Read more: What will the Bank of England do?
Roughly €360bn of Italian bank loans (equal to about a fifth of annual GDP) are estimated to be “non-performing,” which means that borrowers are in breach of their original terms, either behind on interest payments or paying back the loan itself. Since the UK’s Brexit vote on 23rd June, shares in Italian banks have fallen by about a third. That unexpected vote led to a surge in distaste for risky assets, and Italian bank assets were clearly judged to be amongst the riskiest.
The non-performing assets of Italian banks are not the casino-like investments that we now see brought down other banks across Europe and the US in the 2008 financial crisis. They are, seemingly, regular loans to small and medium enterprises. The difficulties were not, therefore, caused by reckless banking innovation as happened in the UK.

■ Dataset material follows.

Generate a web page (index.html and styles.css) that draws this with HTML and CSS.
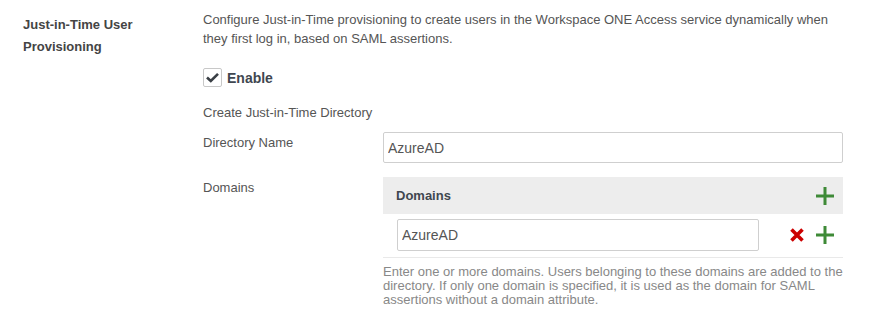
FILE: index.html
```html
<!DOCTYPE html>
<html lang="en">
<head>
  <meta charset="UTF-8">
  <title>Just-in-Time User Provisioning</title>
  <link rel="stylesheet" href="styles.css">
</head>
<body>
  <div class="section">
    <div class="section-title">Just-in-Time User Provisioning</div>

    <div class="section-body">
      <p class="intro">
        Configure Just-in-Time provisioning to create users in the Workspace ONE Access service dynamically when
        they first log in, based on SAML assertions.
      </p>

      <!-- enable checkbox -->
      <label class="enable">
        <span class="checkbox">
          <svg width="13" height="11" viewBox="0 0 13 11"><path d="M1 5.5 L4.8 9 L12 1.8" fill="none" stroke="#3a3f45" stroke-width="2.6"/></svg>
        </span>
        Enable
      </label>

      <div class="subhead">Create Just-in-Time Directory</div>

      <div class="field">
        <div class="field-label">Directory Name</div>
        <div class="field-control">
          <input class="text-input" type="text" value="AzureAD">
        </div>
      </div>

      <div class="field">
        <div class="field-label">Domains</div>
        <div class="field-control">
          <div class="domains-head">
            <span>Domains</span>
            <span class="icon-add">
              <svg width="18" height="18" viewBox="0 0 18 18"><path d="M9 0 V18 M0 9 H18" stroke="#3e8a37" stroke-width="3"/></svg>
            </span>
          </div>
          <div class="domain-row">
            <input class="text-input domain-input" type="text" value="AzureAD">
            <span class="icon-remove">
              <svg width="14" height="14" viewBox="0 0 14 14"><path d="M1.5 1.5 L12.5 12.5 M12.5 1.5 L1.5 12.5" stroke="#cc0000" stroke-width="3.6"/></svg>
            </span>
            <span class="icon-add">
              <svg width="18" height="18" viewBox="0 0 18 18"><path d="M9 0 V18 M0 9 H18" stroke="#3e8a37" stroke-width="3"/></svg>
            </span>
          </div>
          <p class="help">
            Enter one or more domains. Users belonging to these domains are added to the
            directory. If only one domain is specified, it is used as the domain for SAML
            assertions without a domain attribute.
          </p>
        </div>
      </div>
    </div>
  </div>
</body>
</html>
```

FILE: styles.css
```css
/* page */
body {
  margin: 0;
  background-color: #fff;
  font-family: "Liberation Sans", Arial, sans-serif;
  font-size: 13px;
  color: #555;
}
.section {
  display: flex;
  padding: 10px 0 0 23px;
}
/* left title */
.section-title {
  width: 125px;
  margin-right: 55px;
  padding-top: 4px;
  font-weight: bold;
  line-height: 22px;
  color: #444;
}
.section-body {
  width: 640px;
}
.intro {
  margin: 0;
  line-height: 19px;
  color: #555;
}
/* enable checkbox */
.enable {
  display: flex;
  align-items: center;
  margin-top: 20px;
  font-size: 14px;
  font-weight: bold;
  color: #3f4750;
}
.checkbox {
  box-sizing: border-box;
  width: 19px;
  height: 19px;
  margin-right: 5px;
  border: 1px solid #c8c8c8;
  border-radius: 2px;
  display: flex;
  align-items: center;
  justify-content: center;
}
.subhead {
  margin-top: 17px;
  line-height: 18px;
  color: #555;
}
/* label + control rows */
.field {
  display: flex;
  margin-top: 10px;
}
.field + .field {
  margin-top: 14px;
}
.field-label {
  width: 180px;
  padding-top: 2px;
  line-height: 18px;
  color: #555;
}
.field-control {
  width: 460px;
}
.text-input {
  box-sizing: border-box;
  width: 100%;
  height: 31px;
  margin: 0;
  padding: 0 4px;
  border: 1px solid #cfcfcf;
  border-radius: 2px;
  font-family: inherit;
  font-size: 14px;
  color: #555;
}
/* domains list */
.domains-head {
  height: 37px;
  display: flex;
  align-items: center;
  justify-content: space-between;
  padding: 0 9px 0 13px;
  background-color: #ededed;
  font-weight: bold;
  color: #3f4750;
}
.icon-add svg,
.icon-remove svg {
  display: block;
}
.domain-row {
  display: flex;
  align-items: center;
  padding: 5px 9px 6px 14px;
  border-bottom: 1px solid #e9e9e9;
}
.domain-input {
  width: 362px;
  height: 32px;
}
.icon-remove {
  margin-left: 31px;
  margin-right: 12px;
}
.help {
  margin: 7px 0 0;
  line-height: 14px;
  color: #888;
}
```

Instead they are a result of the effects of slower than hoped for growth in the Italian economy over many years; a fragmented industrial structure (there are 600 independent lenders in the country’s banking sector); and the complex links between banks and local politics, which prevented central government from acting earlier.
Ironically, the problem has been aggravated, and is coming to a head almost precisely because of policy measures designed to respond to the last crisis.
For starters, banks across the western world are struggling because of the effects that very low or even negative central bank policy rates have on their profits. Loan rates are linked either contractually (via tracker rates) or through competitive pressure, to the policy rate, so they have fallen in Italy as the European Central Bank has cut rates to try to stimulate the eurozone economies in the aftermath of the last financial crisis. But rates offered to depositors and other funders cannot fall materially below zero. (People will hold cash rather than suffer negative rates). So margins are squeezed by monetary policy.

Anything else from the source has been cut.